** start RECORDED DATA **
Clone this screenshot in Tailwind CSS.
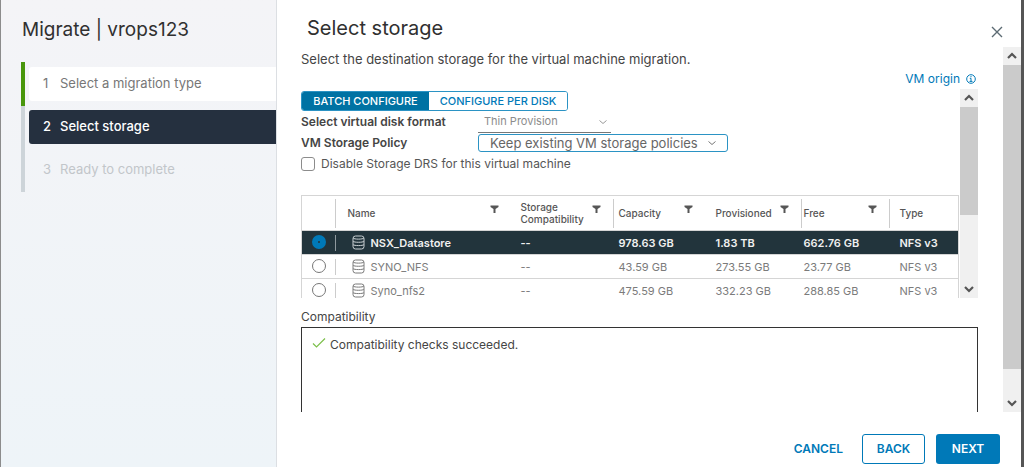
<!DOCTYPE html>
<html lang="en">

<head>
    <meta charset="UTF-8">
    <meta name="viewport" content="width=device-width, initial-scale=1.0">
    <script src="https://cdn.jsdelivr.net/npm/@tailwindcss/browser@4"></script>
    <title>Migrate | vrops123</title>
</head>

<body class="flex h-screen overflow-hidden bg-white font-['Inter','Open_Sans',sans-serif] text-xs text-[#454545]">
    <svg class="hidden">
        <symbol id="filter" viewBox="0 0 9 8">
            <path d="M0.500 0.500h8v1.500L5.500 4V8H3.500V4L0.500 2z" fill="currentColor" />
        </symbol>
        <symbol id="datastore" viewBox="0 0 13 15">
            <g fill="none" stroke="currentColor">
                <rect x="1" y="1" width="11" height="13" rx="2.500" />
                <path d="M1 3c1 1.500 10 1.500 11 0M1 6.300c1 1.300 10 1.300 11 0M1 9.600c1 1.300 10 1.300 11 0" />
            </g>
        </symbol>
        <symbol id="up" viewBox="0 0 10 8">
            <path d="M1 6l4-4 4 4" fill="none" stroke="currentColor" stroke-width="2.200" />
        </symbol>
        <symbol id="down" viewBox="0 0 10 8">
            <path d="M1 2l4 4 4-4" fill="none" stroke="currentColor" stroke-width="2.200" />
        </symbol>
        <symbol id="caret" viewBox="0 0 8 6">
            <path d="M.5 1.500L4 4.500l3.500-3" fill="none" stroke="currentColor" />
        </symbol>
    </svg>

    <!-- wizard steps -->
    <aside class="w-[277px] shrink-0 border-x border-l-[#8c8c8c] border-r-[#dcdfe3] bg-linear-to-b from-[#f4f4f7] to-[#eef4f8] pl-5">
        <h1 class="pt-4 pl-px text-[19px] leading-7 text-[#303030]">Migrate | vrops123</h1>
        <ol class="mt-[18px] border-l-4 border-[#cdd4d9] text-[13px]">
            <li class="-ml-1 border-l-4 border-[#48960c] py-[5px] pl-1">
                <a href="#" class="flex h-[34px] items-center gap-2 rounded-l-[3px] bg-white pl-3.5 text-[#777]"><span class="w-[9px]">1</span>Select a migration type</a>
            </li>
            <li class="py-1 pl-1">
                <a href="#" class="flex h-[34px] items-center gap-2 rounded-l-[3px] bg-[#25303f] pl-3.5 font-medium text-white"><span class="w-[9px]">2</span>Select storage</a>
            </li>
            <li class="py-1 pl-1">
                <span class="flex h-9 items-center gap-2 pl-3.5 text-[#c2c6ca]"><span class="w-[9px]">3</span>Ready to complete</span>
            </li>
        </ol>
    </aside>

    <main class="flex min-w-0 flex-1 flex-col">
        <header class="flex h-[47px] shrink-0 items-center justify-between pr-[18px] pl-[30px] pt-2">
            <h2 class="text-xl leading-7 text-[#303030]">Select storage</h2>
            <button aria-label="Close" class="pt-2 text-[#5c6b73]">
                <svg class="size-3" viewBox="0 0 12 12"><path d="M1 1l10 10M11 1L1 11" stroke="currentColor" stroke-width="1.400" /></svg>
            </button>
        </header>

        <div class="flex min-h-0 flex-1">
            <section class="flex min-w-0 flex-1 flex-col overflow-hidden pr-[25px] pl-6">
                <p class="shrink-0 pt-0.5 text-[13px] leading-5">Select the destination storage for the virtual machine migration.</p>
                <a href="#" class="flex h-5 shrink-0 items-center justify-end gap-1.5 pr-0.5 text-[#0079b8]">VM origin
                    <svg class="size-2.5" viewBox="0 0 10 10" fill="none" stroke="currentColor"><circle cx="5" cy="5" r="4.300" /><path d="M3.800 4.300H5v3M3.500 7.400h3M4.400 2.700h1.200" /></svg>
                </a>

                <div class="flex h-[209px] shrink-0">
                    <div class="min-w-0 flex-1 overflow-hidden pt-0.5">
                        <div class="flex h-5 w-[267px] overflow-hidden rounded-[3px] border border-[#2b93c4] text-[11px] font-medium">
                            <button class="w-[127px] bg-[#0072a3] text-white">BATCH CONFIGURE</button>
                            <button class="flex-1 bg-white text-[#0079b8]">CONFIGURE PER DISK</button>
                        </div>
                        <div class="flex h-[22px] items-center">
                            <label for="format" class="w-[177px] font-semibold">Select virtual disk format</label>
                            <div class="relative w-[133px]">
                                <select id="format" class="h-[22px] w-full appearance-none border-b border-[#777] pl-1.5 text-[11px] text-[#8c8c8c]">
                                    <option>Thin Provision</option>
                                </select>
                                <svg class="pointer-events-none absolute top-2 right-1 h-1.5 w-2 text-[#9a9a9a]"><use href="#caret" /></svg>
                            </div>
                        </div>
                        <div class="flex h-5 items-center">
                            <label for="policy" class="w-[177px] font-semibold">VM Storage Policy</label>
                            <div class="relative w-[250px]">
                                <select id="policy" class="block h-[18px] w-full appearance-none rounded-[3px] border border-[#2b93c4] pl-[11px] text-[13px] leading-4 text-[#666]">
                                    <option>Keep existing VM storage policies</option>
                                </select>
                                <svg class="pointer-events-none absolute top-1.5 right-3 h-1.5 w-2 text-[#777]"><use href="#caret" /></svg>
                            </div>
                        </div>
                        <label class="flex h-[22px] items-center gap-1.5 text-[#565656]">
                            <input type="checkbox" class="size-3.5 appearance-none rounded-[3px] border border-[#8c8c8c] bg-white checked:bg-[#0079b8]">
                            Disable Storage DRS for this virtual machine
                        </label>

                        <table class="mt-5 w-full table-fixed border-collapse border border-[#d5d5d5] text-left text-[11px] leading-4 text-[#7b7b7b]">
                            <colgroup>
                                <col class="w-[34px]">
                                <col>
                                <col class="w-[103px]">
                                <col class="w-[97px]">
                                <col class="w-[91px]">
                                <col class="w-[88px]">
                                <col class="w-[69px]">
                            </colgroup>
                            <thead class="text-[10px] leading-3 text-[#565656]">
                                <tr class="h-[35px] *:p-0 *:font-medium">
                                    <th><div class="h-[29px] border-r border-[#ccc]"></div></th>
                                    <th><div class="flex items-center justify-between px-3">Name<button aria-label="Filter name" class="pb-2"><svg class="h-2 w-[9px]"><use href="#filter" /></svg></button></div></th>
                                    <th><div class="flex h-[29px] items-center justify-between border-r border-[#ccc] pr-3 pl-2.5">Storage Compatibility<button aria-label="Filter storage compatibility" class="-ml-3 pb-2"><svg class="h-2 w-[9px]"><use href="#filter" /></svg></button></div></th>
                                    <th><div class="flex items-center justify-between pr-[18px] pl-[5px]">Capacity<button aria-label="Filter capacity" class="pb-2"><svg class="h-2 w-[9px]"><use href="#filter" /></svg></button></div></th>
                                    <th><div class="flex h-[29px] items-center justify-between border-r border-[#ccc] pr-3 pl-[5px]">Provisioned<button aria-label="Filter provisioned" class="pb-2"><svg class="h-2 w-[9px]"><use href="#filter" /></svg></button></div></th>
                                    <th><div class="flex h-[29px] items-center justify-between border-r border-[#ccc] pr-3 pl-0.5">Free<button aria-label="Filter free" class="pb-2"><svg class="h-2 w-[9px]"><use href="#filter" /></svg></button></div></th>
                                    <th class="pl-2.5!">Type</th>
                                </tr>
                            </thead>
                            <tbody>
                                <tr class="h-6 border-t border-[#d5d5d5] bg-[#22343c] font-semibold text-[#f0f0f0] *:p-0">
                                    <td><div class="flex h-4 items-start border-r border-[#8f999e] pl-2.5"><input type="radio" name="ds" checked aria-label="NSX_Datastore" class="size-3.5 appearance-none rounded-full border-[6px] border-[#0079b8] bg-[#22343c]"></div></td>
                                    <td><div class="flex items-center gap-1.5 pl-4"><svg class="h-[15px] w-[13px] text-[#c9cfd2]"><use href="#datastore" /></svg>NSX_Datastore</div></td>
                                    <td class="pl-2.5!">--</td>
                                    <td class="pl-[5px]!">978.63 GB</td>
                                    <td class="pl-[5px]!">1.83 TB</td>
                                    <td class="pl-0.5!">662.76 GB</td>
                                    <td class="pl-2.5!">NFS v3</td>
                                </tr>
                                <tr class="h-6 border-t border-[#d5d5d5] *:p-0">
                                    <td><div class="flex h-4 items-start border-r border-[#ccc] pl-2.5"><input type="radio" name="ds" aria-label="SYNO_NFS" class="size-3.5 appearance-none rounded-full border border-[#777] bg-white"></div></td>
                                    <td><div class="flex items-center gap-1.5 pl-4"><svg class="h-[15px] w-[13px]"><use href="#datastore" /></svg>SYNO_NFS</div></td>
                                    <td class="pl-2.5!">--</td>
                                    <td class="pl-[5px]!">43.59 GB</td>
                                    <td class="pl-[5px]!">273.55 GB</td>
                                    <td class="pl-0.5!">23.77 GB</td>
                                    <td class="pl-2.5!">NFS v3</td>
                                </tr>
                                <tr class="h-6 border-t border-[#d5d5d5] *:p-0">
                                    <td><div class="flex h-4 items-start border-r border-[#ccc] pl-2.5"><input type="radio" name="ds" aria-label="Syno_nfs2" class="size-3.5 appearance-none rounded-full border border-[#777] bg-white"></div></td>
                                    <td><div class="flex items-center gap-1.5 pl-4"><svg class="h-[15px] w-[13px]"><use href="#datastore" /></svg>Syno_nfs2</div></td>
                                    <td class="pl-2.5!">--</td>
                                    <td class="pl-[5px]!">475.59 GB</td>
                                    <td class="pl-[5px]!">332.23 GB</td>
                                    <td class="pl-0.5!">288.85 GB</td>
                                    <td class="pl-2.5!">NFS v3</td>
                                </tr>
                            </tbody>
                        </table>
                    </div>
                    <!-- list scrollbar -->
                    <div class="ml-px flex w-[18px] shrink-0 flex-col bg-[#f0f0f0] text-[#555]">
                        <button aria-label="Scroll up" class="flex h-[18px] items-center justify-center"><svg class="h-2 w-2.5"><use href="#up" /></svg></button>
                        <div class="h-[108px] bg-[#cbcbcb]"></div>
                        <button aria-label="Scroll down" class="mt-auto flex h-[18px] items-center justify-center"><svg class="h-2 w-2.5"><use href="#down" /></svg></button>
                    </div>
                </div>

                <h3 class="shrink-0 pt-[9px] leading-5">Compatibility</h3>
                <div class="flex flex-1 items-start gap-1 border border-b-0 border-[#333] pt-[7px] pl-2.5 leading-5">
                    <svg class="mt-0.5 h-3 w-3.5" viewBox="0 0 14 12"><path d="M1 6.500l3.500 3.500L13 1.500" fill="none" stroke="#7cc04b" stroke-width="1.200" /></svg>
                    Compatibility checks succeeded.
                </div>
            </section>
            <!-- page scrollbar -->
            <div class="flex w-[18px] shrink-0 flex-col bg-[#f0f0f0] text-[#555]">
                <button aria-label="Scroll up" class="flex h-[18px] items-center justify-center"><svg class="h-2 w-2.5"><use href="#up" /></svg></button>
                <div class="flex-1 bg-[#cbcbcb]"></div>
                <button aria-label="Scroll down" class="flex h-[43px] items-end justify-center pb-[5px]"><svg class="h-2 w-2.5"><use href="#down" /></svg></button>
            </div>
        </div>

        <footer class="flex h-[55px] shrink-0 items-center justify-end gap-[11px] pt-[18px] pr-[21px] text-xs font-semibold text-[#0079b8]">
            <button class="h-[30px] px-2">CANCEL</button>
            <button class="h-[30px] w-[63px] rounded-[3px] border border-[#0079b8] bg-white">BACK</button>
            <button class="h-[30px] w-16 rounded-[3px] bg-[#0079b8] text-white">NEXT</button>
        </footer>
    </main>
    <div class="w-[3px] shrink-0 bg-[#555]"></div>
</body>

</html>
** end RECORDED DATA **
** start RECORDED DATA **
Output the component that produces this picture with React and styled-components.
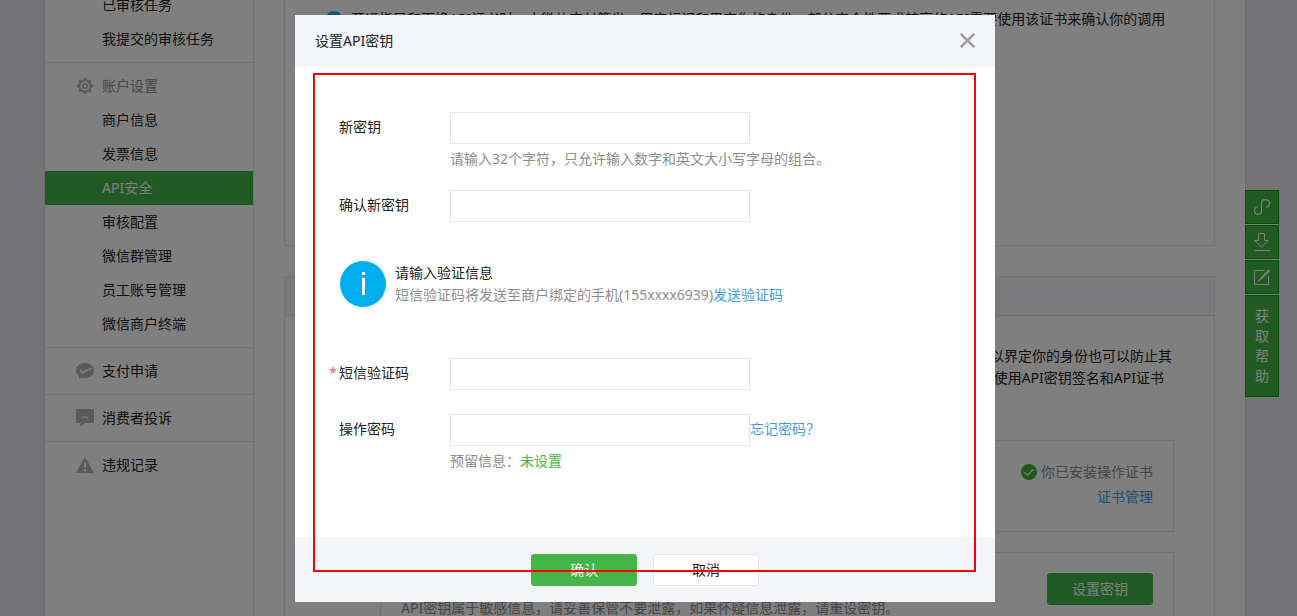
** end RECORDED DATA **
**EXERCISE DETAILS:** How many lines of these entries hold the string "this"? Answer with the number alone.

**WRITTEN SOLUTION:** 3